Salaries & wages paid in February 2018 surged 16.7% yoy (RM537.6m). When compared to the previous month, the total amount paid in February 2018 increased by 0.5% (RM18.9m) to register RM3.8bn. The average salaries & wages paid per employee registered RM3,527 in February 2018, a rise of 14.2% yoy and an increase of 0.9% mom.

Productivity or average sales value per employee in February 2018 grew by 2.6% yoy and plunged by -7.6% mom to register RM58,494.

Global semiconductor sales up 21.0% yoy in February

According to data from the Semiconductor Industry Association (SIA), global sales of semiconductor products for the month of February 2018 rose by 21.0% yoy to USD36.8bn. This represents the 19th consecutive month of year-over-year sales improvement since August 2016. Higher sales were recorded across all major regional markets and all semiconductor product categories. On a monthly basis, the global semiconductor sales have decreased by -2.2% mom which represent the second consecutive month of decline. This is in-line with the typical seasonal market trends. For February, sales from the Americas region grew at the highest pace at 37.7% yoy. The other regional also recorded commendable growth in sales of between 15.5% and 21.7%. However, on monthly basis, only Europe recorded an increase in sales growth of 0.9% while all the other regional markets posted lower sales of between -0.9% to -4.3%.

Industrial production by regional countries mix in February

Industrial production in the US picked up to 4.3% yoy in February from 2.9% yoy in the preceding month. On the other hand, Japan’s industrial production grew at a moderate pace of 1.4% yoy after increased by 2.5% yoy in January.
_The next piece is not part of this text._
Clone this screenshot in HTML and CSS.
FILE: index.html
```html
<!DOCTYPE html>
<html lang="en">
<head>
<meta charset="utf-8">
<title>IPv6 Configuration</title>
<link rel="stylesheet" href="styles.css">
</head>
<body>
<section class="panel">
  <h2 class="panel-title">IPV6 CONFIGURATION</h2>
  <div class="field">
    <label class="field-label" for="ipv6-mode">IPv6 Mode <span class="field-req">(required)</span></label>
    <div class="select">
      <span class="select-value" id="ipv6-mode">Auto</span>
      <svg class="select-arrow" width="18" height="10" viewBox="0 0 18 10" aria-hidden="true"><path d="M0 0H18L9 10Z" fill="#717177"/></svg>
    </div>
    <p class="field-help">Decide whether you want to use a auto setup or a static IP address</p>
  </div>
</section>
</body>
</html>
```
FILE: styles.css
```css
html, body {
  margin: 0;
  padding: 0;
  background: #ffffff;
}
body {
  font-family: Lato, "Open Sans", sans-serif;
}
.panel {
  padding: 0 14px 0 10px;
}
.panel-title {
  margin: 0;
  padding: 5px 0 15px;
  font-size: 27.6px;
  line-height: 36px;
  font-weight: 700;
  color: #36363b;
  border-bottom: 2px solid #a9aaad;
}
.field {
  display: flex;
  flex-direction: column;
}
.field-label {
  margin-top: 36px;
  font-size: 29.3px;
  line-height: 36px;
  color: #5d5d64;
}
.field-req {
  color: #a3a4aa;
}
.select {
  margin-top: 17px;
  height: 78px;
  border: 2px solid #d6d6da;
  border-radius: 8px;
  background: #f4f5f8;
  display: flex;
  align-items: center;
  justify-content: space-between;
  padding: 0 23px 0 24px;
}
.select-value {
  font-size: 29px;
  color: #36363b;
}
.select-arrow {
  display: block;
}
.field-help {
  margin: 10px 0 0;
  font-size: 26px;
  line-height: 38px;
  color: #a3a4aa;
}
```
Regional industrial production data were mixed. Singapore’s industrial production grew 8.9% yoy in February 2018, moderating from the revised 16.9% growth in January. Industrial Production in Philippines surged 23.6% yoy in February, after a downwardly revised 17.2% rise in January. It was the steepest growth in industrial output since April 2010. Thailand’s IPI growth stabled at 4.7% yoy for two consecutive months.

Global trade war to affect Malaysia’s trade and IPI performance

Industrial output moderated to 3.0% yoy in February, following upwardly revised 5.4% yoy in the preceding month. Meanwhile, exports growth contracted sharply in February by 2.0% yoy (Jan: +17.9%), the lowest growth recorded in 16 months. Cumulatively, exports still registered a growth of 7.8% yoy in the first two months of 2018. The contraction in exports was exacerbated by the shorter working month while the appreciation of the ringgit against a broad range of currencies possibly eroded Malaysia’s trade competitive edge and hampered the performance of local exports. Exports of manufactured goods increased by 1.5% yoy (Jan: 20.4%), underpinned by a decline of exports in electrical and electronic (E&E) products (Feb: -0.1%; Jan: 27.1%) and chemical products (Feb: -23.4%; Jan: 23.4%).
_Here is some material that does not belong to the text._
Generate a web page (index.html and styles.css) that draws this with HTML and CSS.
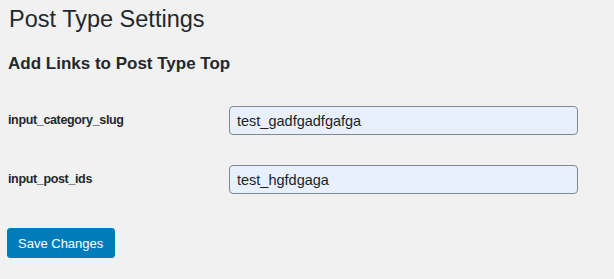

Trade war fears. The trade tensions between US and China was the focus last week. In the face of US’s proposed USD50bn tariffs on Chinese import, China introduced USD50bn worth of tariffs on US imports as well. Even as China responded to US Trade Representatives’ (USTR) latest announcement with another reciprocal tariff, both US and China signalled their willingness to negotiate on the escalating trade frictions. Just as markets were feeling optimistic that US and China were willing to come to the negotiating table and de-escalate the rising trade tensions, US President Trump, instructed USTR office to consider USD100bn in additional tariffs against China “in light of China’s unfair retaliation” against earlier US tariffs.
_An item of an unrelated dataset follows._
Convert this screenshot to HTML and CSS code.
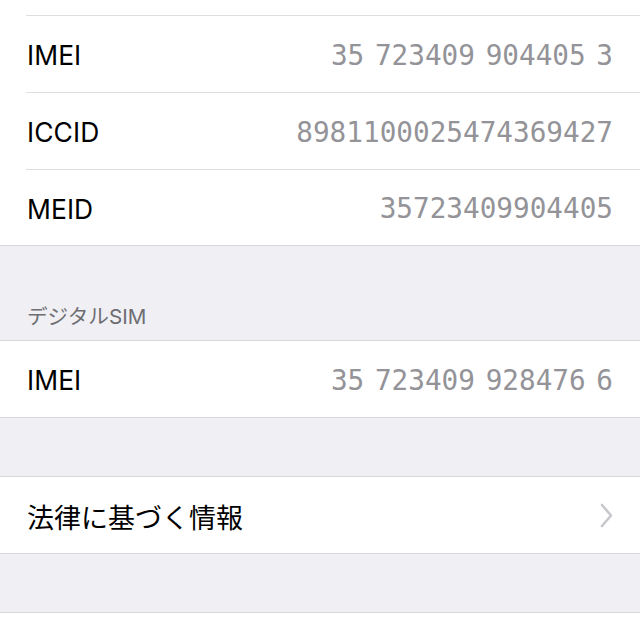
FILE: index.html
```html
<!DOCTYPE html>
<html lang="ja">
<head>
    <meta charset="UTF-8">
    <meta name="viewport" content="width=device-width, initial-scale=1.0">
    <title>情報</title>
    <link rel="stylesheet" href="styles.css">
</head>
<body>

    <div class="screen">
        <!-- SIM -->
        <div class="group no-top">
            <div class="row stub"></div>
            <div class="row">
                <span class="label">IMEI</span>
                <span class="value">35 723409 904405 3</span>
            </div>
            <div class="row">
                <span class="label">ICCID</span>
                <span class="value">8981100025474369427</span>
            </div>
            <div class="row last short">
                <span class="label">MEID</span>
                <span class="value">35723409904405</span>
            </div>
        </div>

        <div class="section-header">デジタルSIM</div>

        <div class="group">
            <div class="row last">
                <span class="label">IMEI</span>
                <span class="value">35 723409 928476 6</span>
            </div>
        </div>

        <div class="spacer"></div>

        <div class="group">
            <div class="row last">
                <span class="label label-jp">法律に基づく情報</span>
                <svg class="chevron" width="13" height="25" viewBox="0 0 13 25">
                    <path d="M2 2 L11 12.5 L2 23" fill="none" stroke="#c7c7cc" stroke-width="2.6" stroke-linecap="round" stroke-linejoin="round"/>
                </svg>
            </div>
        </div>

        <div class="spacer"></div>

        <div class="group no-bottom">
            <div class="row stub last"></div>
        </div>
    </div>

</body>
</html>
```

FILE: styles.css
```css
/* General */
body {
    margin: 0;
    padding: 0;
    background: #efeff4;
    font-family: 'Inter', 'Noto Sans CJK JP', sans-serif;
    color: #000;
}

.screen {
    width: 640px;
    height: 640px;
    overflow: hidden;
}

/* Groups */
.group {
    background: #fff;
    border-top: 1px solid #d8d8dc;
    border-bottom: 1px solid #d8d8dc;
}

.group.no-top {
    border-top: none;
}

.group.no-bottom {
    border-bottom: none;
}

/* Rows */
.row {
    display: flex;
    align-items: center;
    justify-content: space-between;
    height: 77px;
    margin-left: 26px;
    padding: 2px 27px 0 1px;
    box-sizing: border-box;
    border-bottom: 1px solid #dedee2;
}

.row.last {
    height: 76px;
    border-bottom: none;
}

.row.short {
    height: 75px;
}

.row.stub {
    height: 16px;
}

.group.no-bottom .row.stub {
    height: 40px;
}

.label {
    font-size: 26.4px;
    letter-spacing: 0.1px;
}

.label-jp {
    font-size: 27px;
    letter-spacing: 0;
}

.value {
    font-family: 'DejaVu Sans Mono', monospace;
    font-size: 27.7px;
    color: #939398;
    word-spacing: -6px;
}

.chevron {
    display: block;
    margin-top: -2px;
}

/* Section header */
.section-header {
    height: 94px;
    display: flex;
    align-items: flex-end;
    padding: 0 27px 11px;
    box-sizing: border-box;
    font-size: 20.6px;
    line-height: 24px;
    color: #6d6d72;
}

.spacer {
    height: 58px;
}
```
Encouraging signs in the US-China trade conflict. In a highly-anticipated keynote speech at the Boao Forum for Asia (BFA) Annual Conference this week, China President Xi Jinping laid out plans to lower import tariffs on autos and other products and also pledged to protect legal intellectual property of foreign firms. He promised to take measures to sharply widen market access for foreign investors. China will take the initiative to expand imports this year and made clear its desire to increase imports and achieve greater balance of international payments under the current account. Xi also implored developed economies to stop imposing restrictions on normal and reasonable trade of high-tech products and relax export controls on such trade with China. In his speech, Xi emphasized that countries should “stay committed to openness, connectivity and mutual benefits”. President Xi’s demonstration of his willingness to negotiate suggests that China is not considering further retaliatory actions on trade and/or currency. The question is on how much of what President Xi said will be implemented and how fast it will happen but the softer tone in his approach should help to ease the trade tensions with US for now. We will likely still see ebbs and flows in the trade dispute but we see the recent developments as a positive sign that both countries want to find a solution and strike a deal rather than go into a trade war.

Overall, the decline in Malaysia exports will likely be temporary and exports are poised to resume a growth trajectory whilst Industrial production is expected to be healthy in the 1Q18 as global demand continues to exhibit a healthy trend. We are maintaining our forecast for gross exports and gross imports growth of 6.3% and 6.0% respectively and IPI growth of 4.2% in 2018. Nonetheless, the latest decision by the Trump administration to impose tariff on imports from China and retaliation by China means that we are entering the most crucial phase of the trade conflict, where it is uncertain what happens next. The worst case would be a global trade war which could undermine the external demand especially for export-oriented economy such as Malaysia. We have yet to see any meaningful policy response by other countries but this could serve as a reminder that the downside risk is very much visible. Nevertheless, headwinds from global trade tension could pose possible threat to our trade and IPI estimates.